The Regent was buried under a fine tomb in the chancel of the Cathedral of Notre-Dame in his beloved city of Rouen. Many years later someone suggested to Charles VII’s son that the monument should be demolished. Louis XI replied : ‘In his lifetime neither my father nor yours, for all their might, could make him budge one foot ... Let his body rest.’ The King added : ‘I account it an honour to have him remain in my domains.’ The tomb has long since vanished, but Bedford still lies in Rouen Cathedral.
10
‘Sad Tidings’ 1435-1450
Sad tidings bring I to you out of France, Of loss, of slaughter and discomfiture.
King Henry VI
And this same Wednesday was it told that Shirburgh is goon and we have not now a foote of londe in Normandie.
The Paston Letters
On 20 September 1435, less than a week after Bedford’s death, Charles VII and Philip of Burgundy signed the Treaty of Arras. In return for recognizing Charles as King of France, Philip received Macon, Auxerre and Ponthieu, together with the Somme towns and the royal lands north of that river (all territories which he already occupied). Charles ended his alliance with the Emperor and formally denied any part in the murder of Philip’s father, promising to punish the surviving assassins. He also agreed to erect a monument to the late Duke and have Masses said for his soul. In effect he abandoned what was left of the Armagnac party ; France was to be made whole, and later an edict ordered that anyone found guilty of using the names ‘Burgundian’ or ‘Armagnac’ should have his tongue pierced with a red-hot iron.

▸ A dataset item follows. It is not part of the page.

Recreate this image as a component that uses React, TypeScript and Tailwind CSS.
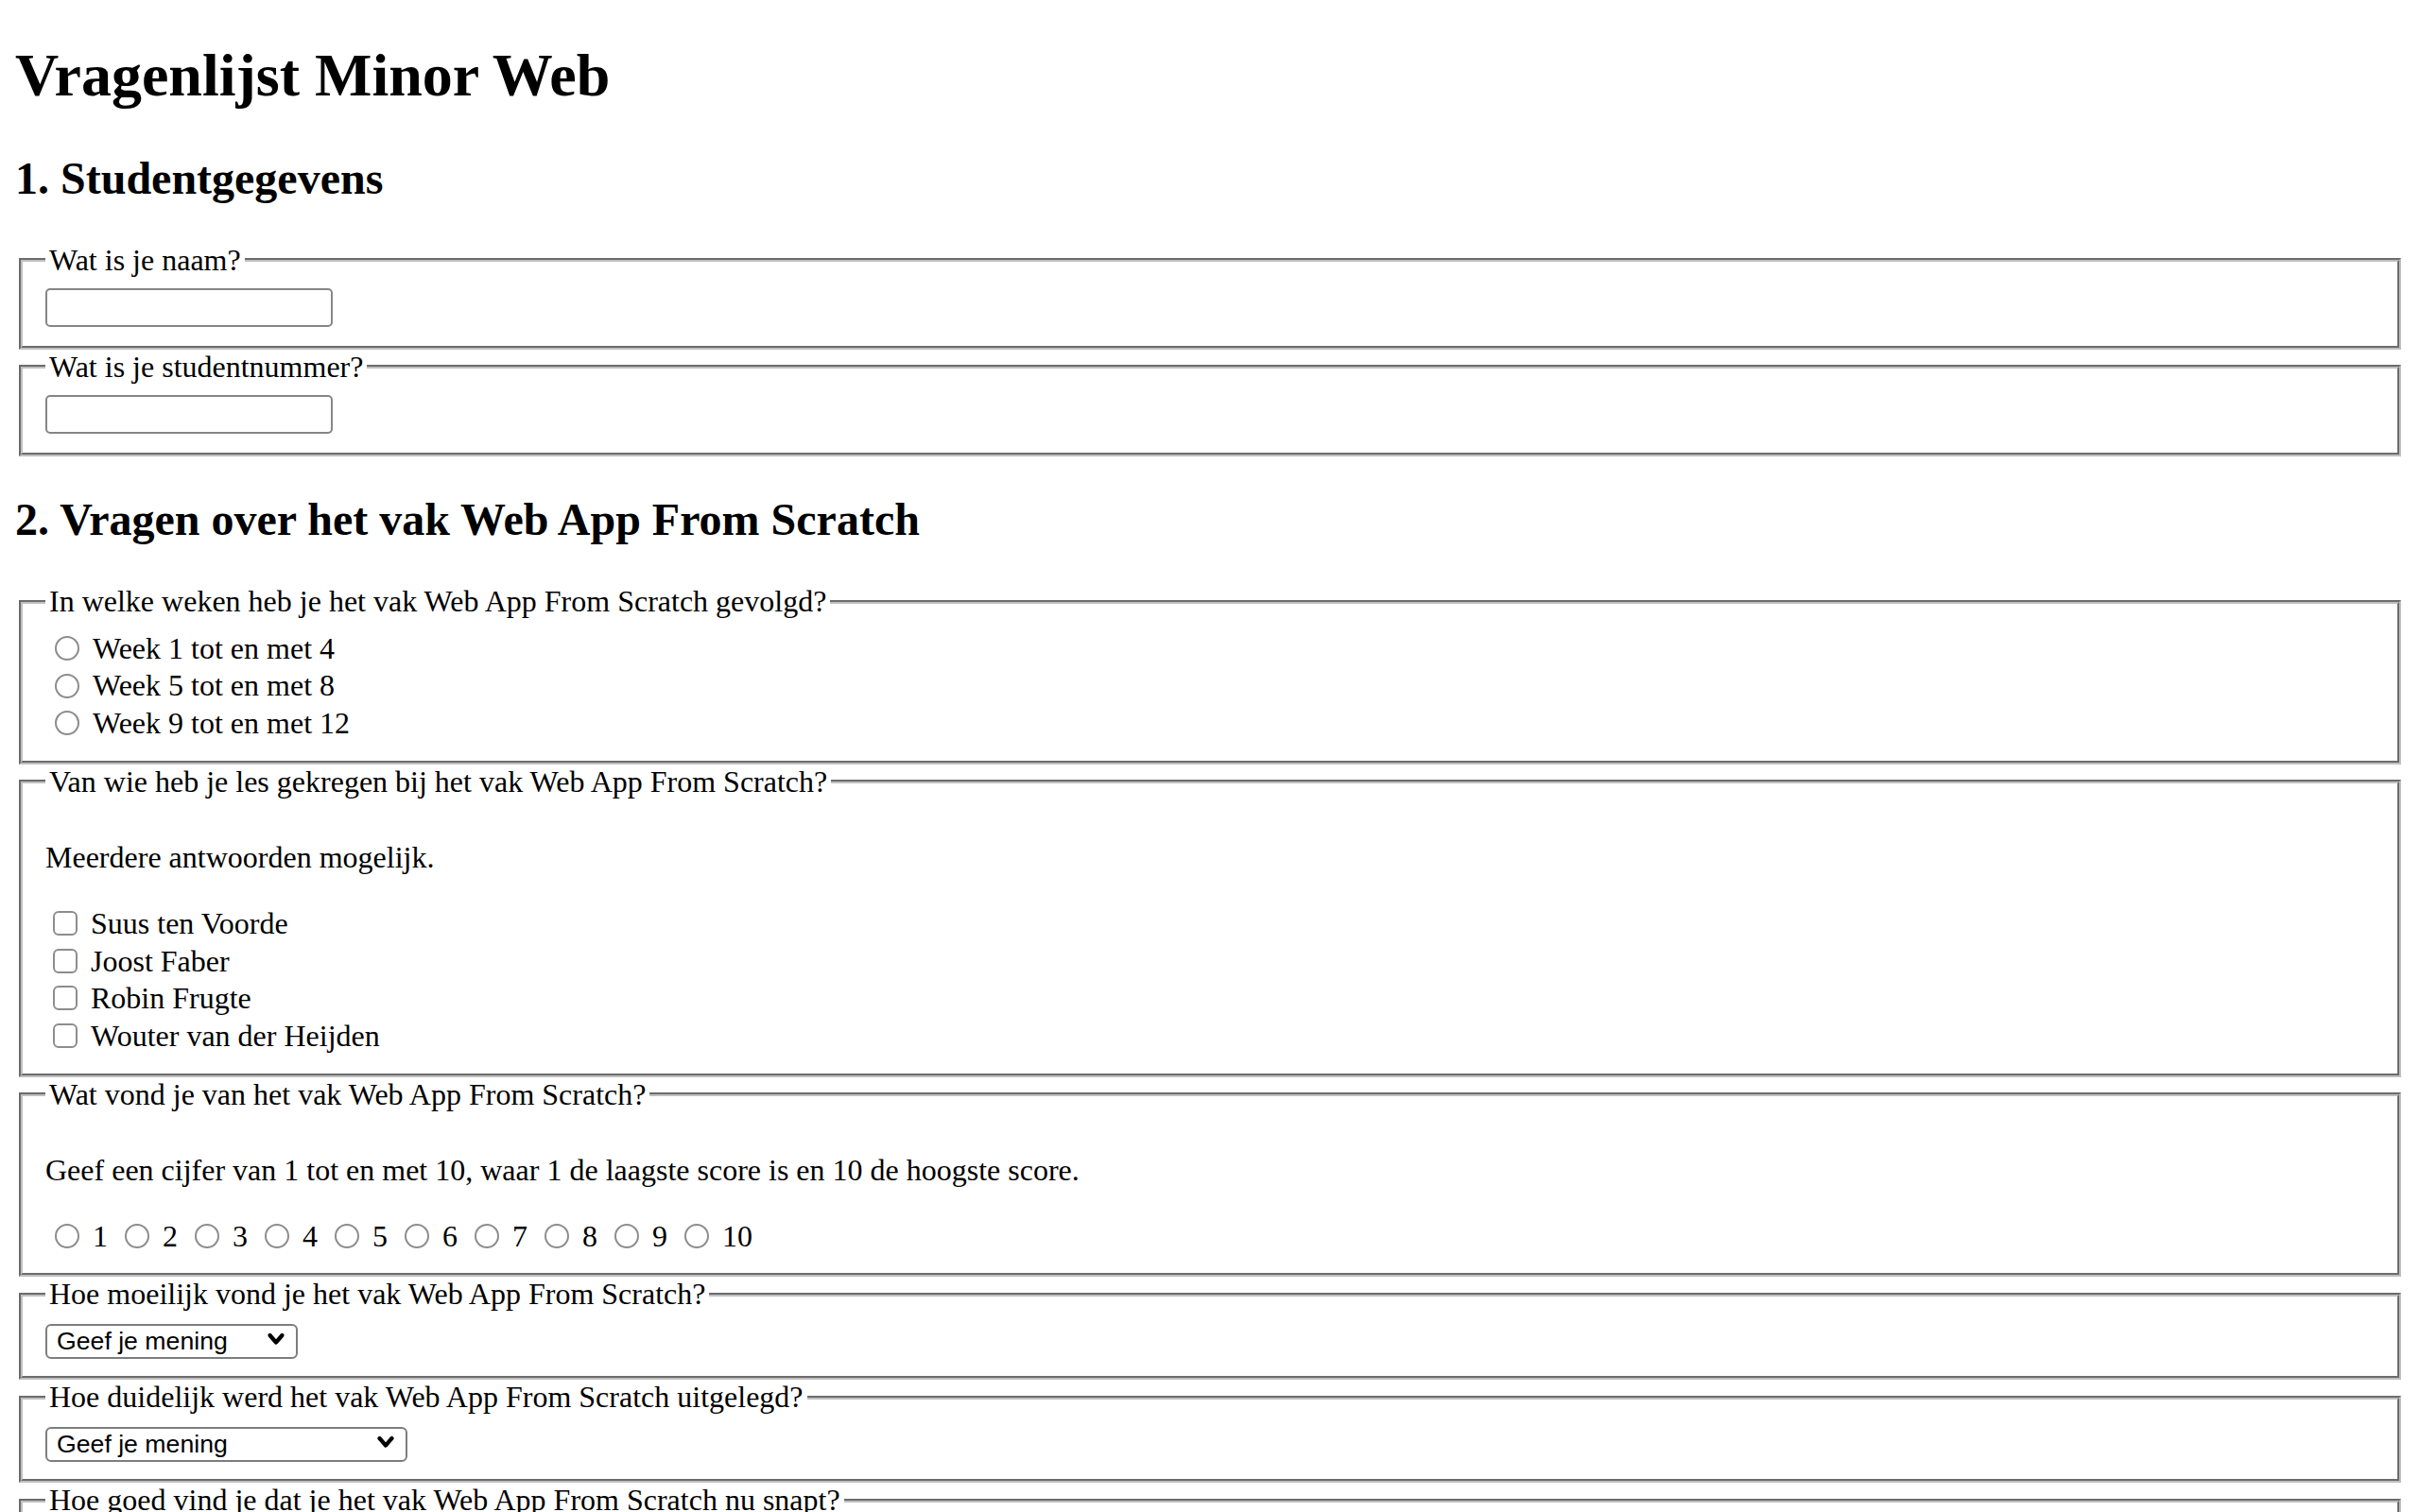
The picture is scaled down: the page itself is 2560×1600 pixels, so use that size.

The Treaty was to prove a terrible mistake for the Burgundians—it meant not only the ruin of the dual monarchy but ultimately that of Burgundy too. Perhaps Philip thought Charles VII would be more dependent on him than Henry VI ; if so, he miscalculated, for Charles hated him. The two advisers who persuaded the Duke to abandon the English, Nicholas Rolin and Anthoine de Croy, were undoubtedly in Charles’s pay. One day Philip was to realize his blunder and marry his only (legitimate) son to an English princess.
England was shattered by Duke Philip’s betrayal. When Henry VI received a letter from him in which he was not addressed as Philip’s sovereign, the tears rolled down his cheeks. In London, mobs lynched Philip’s merchants and sang rude songs about the ‘false, forsworn Duke’. Counsellors like Cardinal Beaufort knew very well that the country could not continue the War against such odds, but did not see how to end it without enraging all England—the claim to the French throne might have been abandoned in exchange for Normandy and Guyenne in full sovereignty, if only Henry V had not made such a compromise morally impossible. The realism of Beaufort—the ‘luxury-loving prelate who was the favourite of the aristocracy’ as Perroy terms him—may have been preferred by certain magnates, but the House of Commons supported the Duke of Gloucester who led a War party. The ‘Good Duke Humphrey’, affable and charming, was also the darling of the London mob. Although frivolous and unstable, he had none the less fought at Agincourt and played an important role in the conquest of Normandy, and the ‘son, brother and uncle of Kings’ (as he signed himself) was both senior Prince of the Blood and heir presumptive. His position was made even stronger by Bedford’s death. But in 1435 Henry VI came of age at sixteen. He was completely under the thumb of the Beauforts and henceforward, despite loud protests, Gloucester had little influence on government policy.